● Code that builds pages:
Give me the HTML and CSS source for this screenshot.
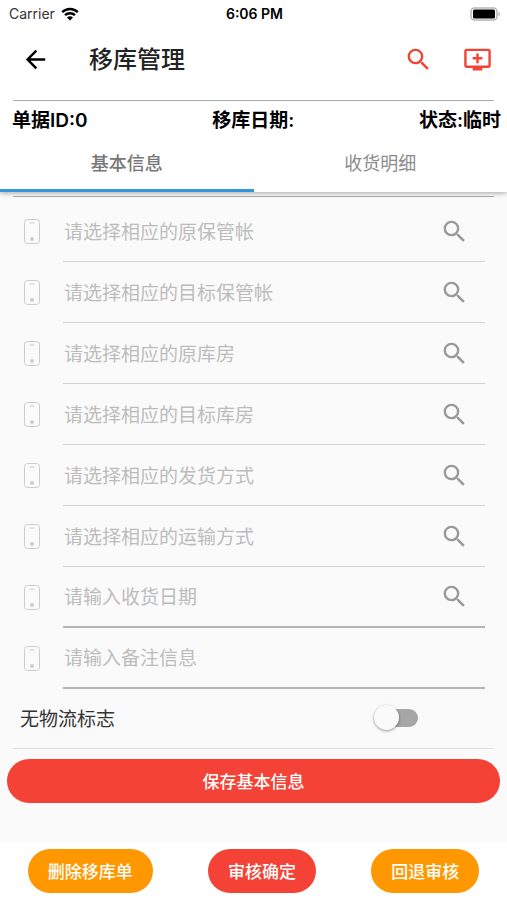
FILE: index.html
```html
<!DOCTYPE html>
<html lang="zh-CN">
<head>
    <meta charset="UTF-8">
    <meta name="viewport" content="width=device-width, initial-scale=1.0">
    <title>移库管理</title>
    <link rel="stylesheet" href="styles.css">
</head>
<body>
    <!-- shared icons -->
    <svg class="sprite" aria-hidden="true">
        <symbol id="icon-search" viewBox="0 0 24 24">
            <path d="M15.5 14h-.79l-.28-.27A6.471 6.471 0 0 0 16 9.5 6.5 6.5 0 1 0 9.5 16c1.61 0 3.09-.59 4.23-1.57l.27.28v.79l5 4.99L20.49 19l-4.99-5zm-6 0C7.01 14 5 11.99 5 9.5S7.01 5 9.5 5 14 7.01 14 9.5 11.99 14 9.5 14z"/>
        </symbol>
        <symbol id="icon-phone" viewBox="0 0 16 25">
            <rect x="0.5" y="0.5" width="15" height="24" rx="3" fill="none" stroke="currentColor"/>
            <path d="M5.5 4h5" fill="none" stroke="currentColor"/>
            <circle cx="8" cy="20" r="2"/>
        </symbol>
    </svg>

    <header class="header">
        <div class="status-bar">
            <div class="carrier">
                <span>Carrier</span>
                <svg class="wifi" viewBox="0 0 18 14">
                    <path d="M1.2 5.2a11.2 11.2 0 0 1 15.6 0M4 8.2a7.2 7.2 0 0 1 10 0" fill="none" stroke="currentColor" stroke-width="2.4"/>
                    <path d="M9 13.6l-3-3a4.3 4.3 0 0 1 6 0z"/>
                </svg>
            </div>
            <div class="time">6:06 PM</div>
            <svg class="battery" viewBox="0 0 30 14">
                <rect x="1" y="1" width="26" height="12" rx="3.5" fill="#fff" stroke="#b5b5b5" stroke-width="1.5"/>
                <rect x="3" y="2.5" width="22" height="9" rx="1.5"/>
                <path d="M28.5 5c2 .8 2 3.2 0 4z" fill="#b5b5b5"/>
            </svg>
        </div>

        <div class="app-bar">
            <button class="icon-button" type="button" aria-label="返回">
                <svg class="icon" viewBox="0 0 24 24"><path d="M20 11H7.83l5.59-5.59L12 4l-8 8 8 8 1.41-1.41L7.83 13H20z"/></svg>
            </button>
            <h1>移库管理</h1>
            <div class="actions">
                <button class="icon-button" type="button" aria-label="搜索">
                    <svg class="icon"><use href="#icon-search"/></svg>
                </button>
                <button class="icon-button" type="button" aria-label="新增">
                    <svg class="icon" viewBox="0 0 24 24"><path d="M21 3H3c-1.11 0-2 .89-2 2v12c0 1.1.89 2 2 2h5v2h8v-2h5c1.1 0 1.99-.9 1.99-2L23 5c0-1.11-.9-2-2-2zm0 14H3V5h18v12zm-5-7v2h-3v3h-2v-3H8v-2h3V7h2v3h3z"/></svg>
                </button>
            </div>
        </div>

        <hr class="divider">

        <div class="summary">
            <span>单据ID:0</span>
            <span>移库日期:</span>
            <span>状态:临时</span>
        </div>

        <div class="tabs" role="tablist">
            <button class="tab active" type="button" role="tab" aria-selected="true">基本信息</button>
            <button class="tab" type="button" role="tab" aria-selected="false">收货明细</button>
        </div>
    </header>

    <main class="content">
        <hr class="divider">

        <form class="form">
            <div class="field">
                <label for="from-account" aria-label="原保管帐"><svg class="phone"><use href="#icon-phone"/></svg></label>
                <div class="field-box">
                    <input type="text" id="from-account" placeholder="请选择相应的原保管帐">
                    <button class="icon-button" type="button" aria-label="选择原保管帐"><svg class="icon"><use href="#icon-search"/></svg></button>
                </div>
            </div>
            <div class="field">
                <label for="to-account" aria-label="目标保管帐"><svg class="phone"><use href="#icon-phone"/></svg></label>
                <div class="field-box">
                    <input type="text" id="to-account" placeholder="请选择相应的目标保管帐">
                    <button class="icon-button" type="button" aria-label="选择目标保管帐"><svg class="icon"><use href="#icon-search"/></svg></button>
                </div>
            </div>
            <div class="field">
                <label for="from-store" aria-label="原库房"><svg class="phone"><use href="#icon-phone"/></svg></label>
                <div class="field-box">
                    <input type="text" id="from-store" placeholder="请选择相应的原库房">
                    <button class="icon-button" type="button" aria-label="选择原库房"><svg class="icon"><use href="#icon-search"/></svg></button>
                </div>
            </div>
            <div class="field">
                <label for="to-store" aria-label="目标库房"><svg class="phone"><use href="#icon-phone"/></svg></label>
                <div class="field-box">
                    <input type="text" id="to-store" placeholder="请选择相应的目标库房">
                    <button class="icon-button" type="button" aria-label="选择目标库房"><svg class="icon"><use href="#icon-search"/></svg></button>
                </div>
            </div>
            <div class="field">
                <label for="delivery" aria-label="发货方式"><svg class="phone"><use href="#icon-phone"/></svg></label>
                <div class="field-box">
                    <input type="text" id="delivery" placeholder="请选择相应的发货方式">
                    <button class="icon-button" type="button" aria-label="选择发货方式"><svg class="icon"><use href="#icon-search"/></svg></button>
                </div>
            </div>
            <div class="field">
                <label for="transport" aria-label="运输方式"><svg class="phone"><use href="#icon-phone"/></svg></label>
                <div class="field-box">
                    <input type="text" id="transport" placeholder="请选择相应的运输方式">
                    <button class="icon-button" type="button" aria-label="选择运输方式"><svg class="icon"><use href="#icon-search"/></svg></button>
                </div>
            </div>
            <div class="field editable">
                <label for="receive-date" aria-label="收货日期"><svg class="phone"><use href="#icon-phone"/></svg></label>
                <div class="field-box">
                    <input type="text" id="receive-date" placeholder="请输入收货日期">
                    <button class="icon-button" type="button" aria-label="选择收货日期"><svg class="icon"><use href="#icon-search"/></svg></button>
                </div>
            </div>
            <div class="field editable">
                <label for="remark" aria-label="备注信息"><svg class="phone"><use href="#icon-phone"/></svg></label>
                <div class="field-box">
                    <input type="text" id="remark" placeholder="请输入备注信息">
                </div>
            </div>

            <div class="switch-row">
                <label for="no-logistics">无物流标志</label>
                <input class="switch" type="checkbox" role="switch" id="no-logistics">
            </div>

            <hr class="divider light">

            <button class="button save" type="button">保存基本信息</button>
        </form>
    </main>

    <footer class="bottom-bar">
        <button class="button warning" type="button">删除移库单</button>
        <button class="button" type="button">审核确定</button>
        <button class="button warning" type="button">回退审核</button>
    </footer>
</body>
</html>
```

FILE: styles.css
```css
:root {
    --red: #f44336;
    --orange: #ff9800;
    --blue: #3494dc;
    --page-bg: #fafafa;
    --hint: #bcbcbc;
    --line: #d2d2d2;
    --line-dark: #b4b4b4;
}

* {
    box-sizing: border-box;
}

body {
    margin: 0;
    min-height: 100vh;
    display: flex;
    flex-direction: column;
    background-color: var(--page-bg);
    font-family: Inter, "Noto Sans CJK SC", sans-serif;
    color: #000;
}

button,
input {
    font-family: inherit;
}

svg {
    display: block;
    fill: currentColor;
}

.sprite {
    position: absolute;
    width: 0;
    height: 0;
}

.header {
    background-color: #fff;
    box-shadow: 0 1px 5px rgba(0, 0, 0, 0.35);
}

.status-bar {
    display: grid;
    grid-template-columns: 1fr auto 1fr;
    align-items: center;
    height: 27px;
    padding: 0 7px 0 9px;
    font-size: 14px;
}

.carrier {
    display: flex;
    align-items: center;
    gap: 6px;
    color: #333;
}

.wifi {
    width: 18px;
    height: 14px;
    color: #000;
}

.time {
    font-weight: 600;
}

.battery {
    width: 30px;
    height: 14px;
    justify-self: end;
}

.app-bar {
    display: flex;
    align-items: center;
    height: 73px;
    padding: 0 15px 8px 21px;
}

.app-bar h1 {
    flex: 1;
    margin: 0 0 0 39px;
    font-size: 24px;
    font-weight: 500;
    line-height: 32px;
    color: #222;
}

.icon-button {
    padding: 0;
    border: none;
    background: none;
    color: inherit;
    cursor: pointer;
}

.icon {
    width: 29px;
    height: 29px;
}

.actions {
    display: flex;
    gap: 30px;
    color: var(--red);
}

.divider {
    height: 1px;
    margin: 0 13px;
    border: none;
    background-color: #aaa;
}

.divider.light {
    background-color: #e0e0e0;
}

.summary {
    display: flex;
    justify-content: space-between;
    padding: 5px 6px 0 12px;
    font-size: 19px;
    font-weight: 600;
    line-height: 30px;
}

.tabs {
    display: flex;
}

.tab {
    flex: 1;
    height: 56px;
    padding: 0 0 2px;
    border: none;
    border-bottom: 3px solid transparent;
    background: none;
    font-size: 18px;
    color: #8c8c8c;
    cursor: pointer;
}

.tab.active {
    border-bottom-color: var(--blue);
    font-weight: 500;
    color: #777;
}

.content {
    flex: 1;
    padding-top: 4px;
}

.form {
    padding-top: 4px;
}

.field {
    display: flex;
    align-items: center;
    padding: 0 22px 0 24px;
}

.phone {
    width: 16px;
    height: 25px;
    color: #ccc;
}

.field-box {
    flex: 1;
    display: flex;
    align-items: center;
    height: 61px;
    margin-left: 23px;
    padding-right: 16px;
    border-bottom: 1px solid var(--line);
    color: #999;
}

.field.editable .field-box {
    border-bottom: 2px solid var(--line-dark);
}

.field input {
    flex: 1;
    min-width: 0;
    height: 44px;
    padding: 2px 0 0 1px;
    border: none;
    outline: none;
    background: none;
    font-size: 19px;
    color: #333;
}

.field input::placeholder {
    color: var(--hint);
    opacity: 1;
}

.switch-row {
    display: flex;
    align-items: center;
    justify-content: space-between;
    height: 59px;
    padding: 0 89px 2px 20px;
    font-size: 19px;
    color: #333;
}

.switch {
    appearance: none;
    display: flex;
    align-items: center;
    width: 42px;
    height: 18px;
    margin: 0;
    border-radius: 9px;
    background-color: #a6a6a6;
    cursor: pointer;
}

.switch::before {
    content: "";
    width: 25px;
    height: 25px;
    margin-left: -2px;
    flex-shrink: 0;
    border-radius: 50%;
    background-color: #fafafa;
    box-shadow: 0 1px 3px rgba(0, 0, 0, 0.4);
}

.switch:checked {
    background-color: var(--blue);
}

.switch:checked::before {
    margin-left: 20px;
}

.button {
    height: 44px;
    padding: 0 20px 2px;
    border: none;
    border-radius: 22px;
    background-color: var(--red);
    color: #fff;
    font-size: 17px;
    font-weight: 500;
    cursor: pointer;
}

.button.warning {
    background-color: var(--orange);
}

.button.save {
    display: block;
    width: calc(100% - 14px);
    margin: 10px 7px;
}

.bottom-bar {
    display: flex;
    align-items: center;
    justify-content: space-around;
    height: 58px;
    background-color: #fff;
}
```
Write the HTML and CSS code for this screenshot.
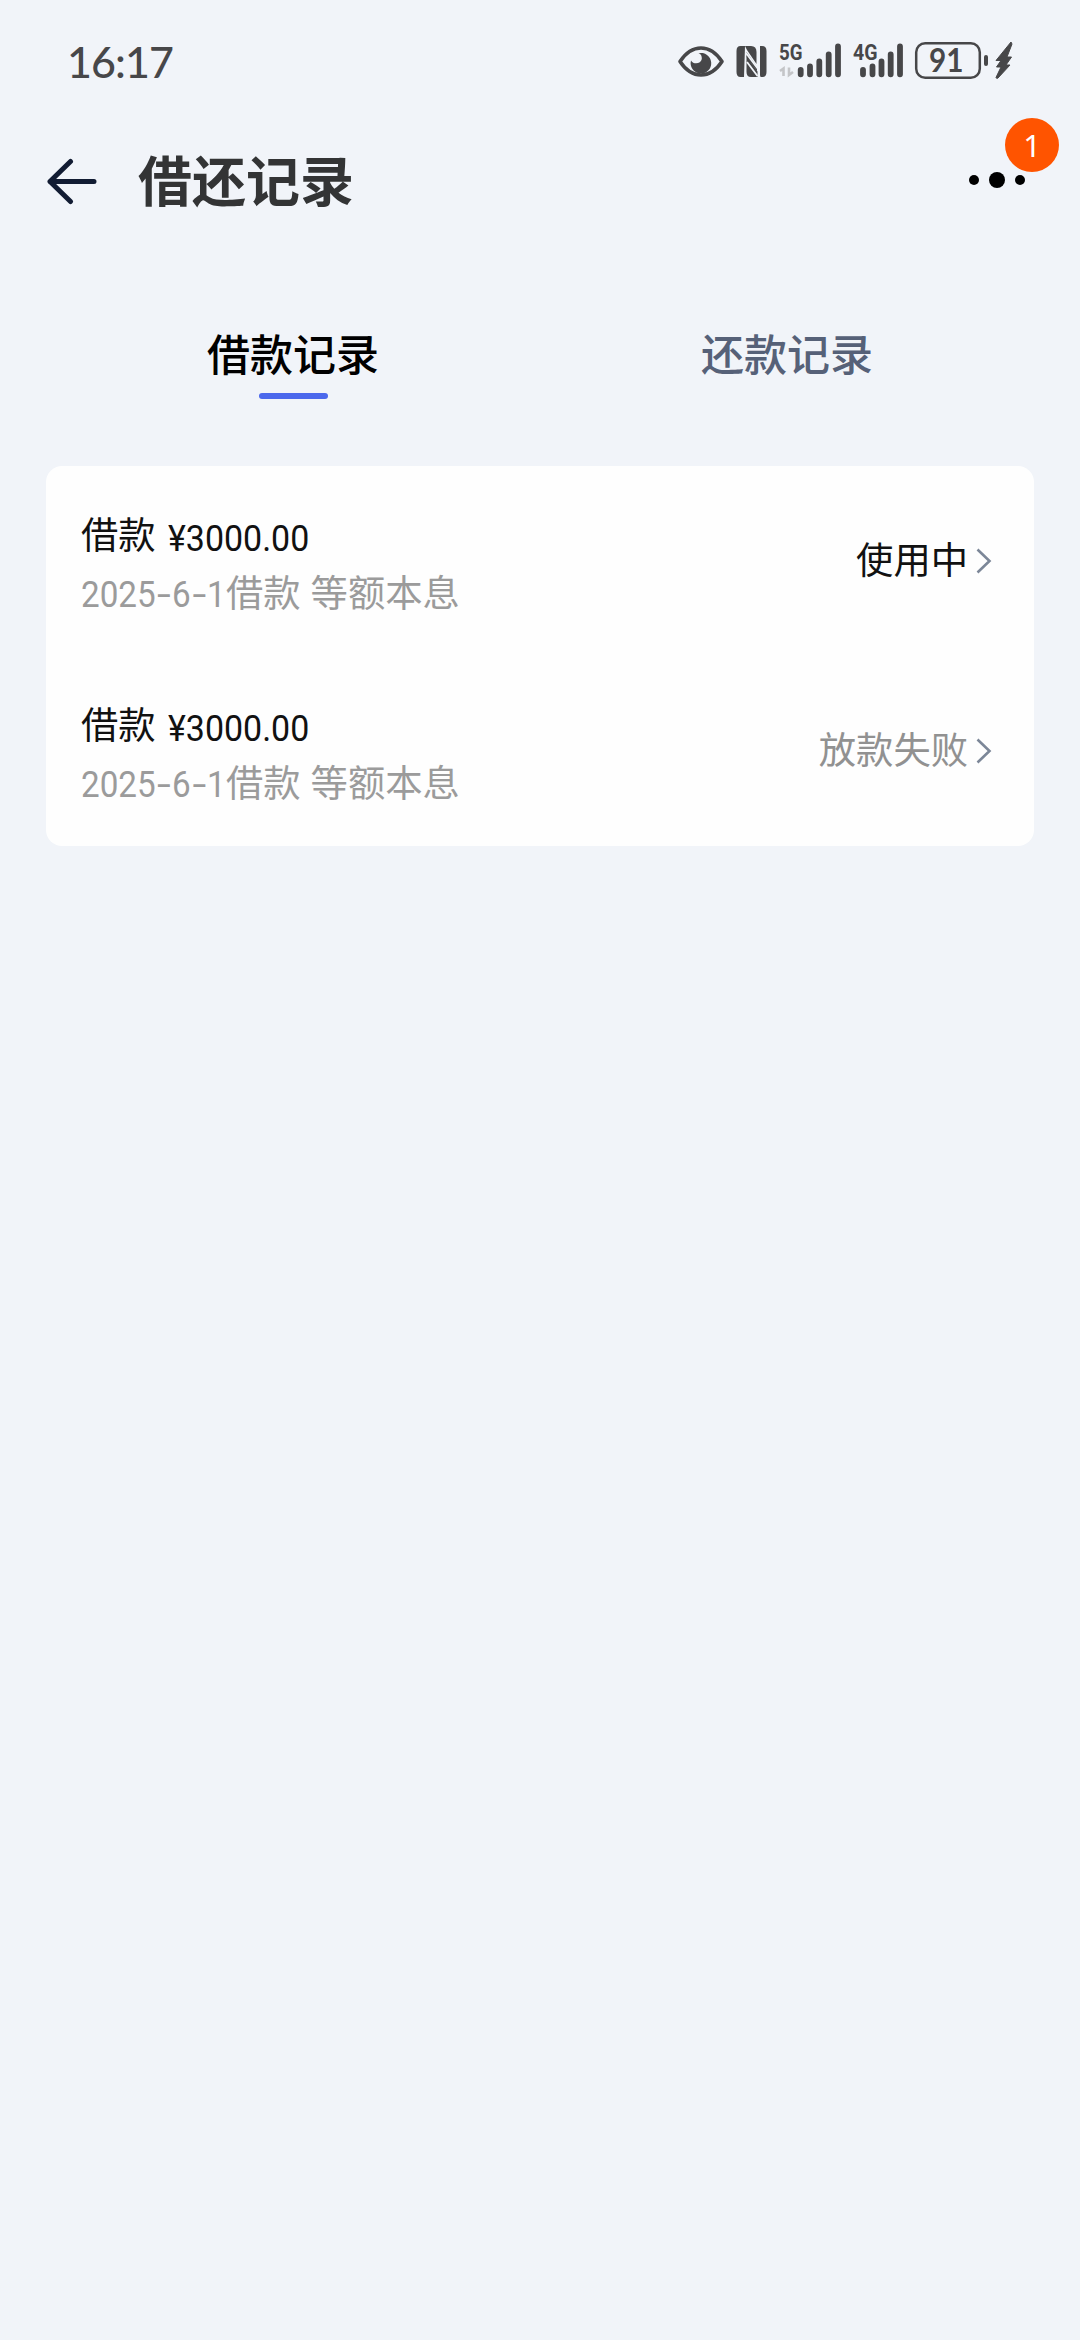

● Problem: Copy out each line of the records that holds the string "screenshot".

● Task response:
Give me the HTML and CSS source for this screenshot.
Write the HTML and CSS code for this screenshot.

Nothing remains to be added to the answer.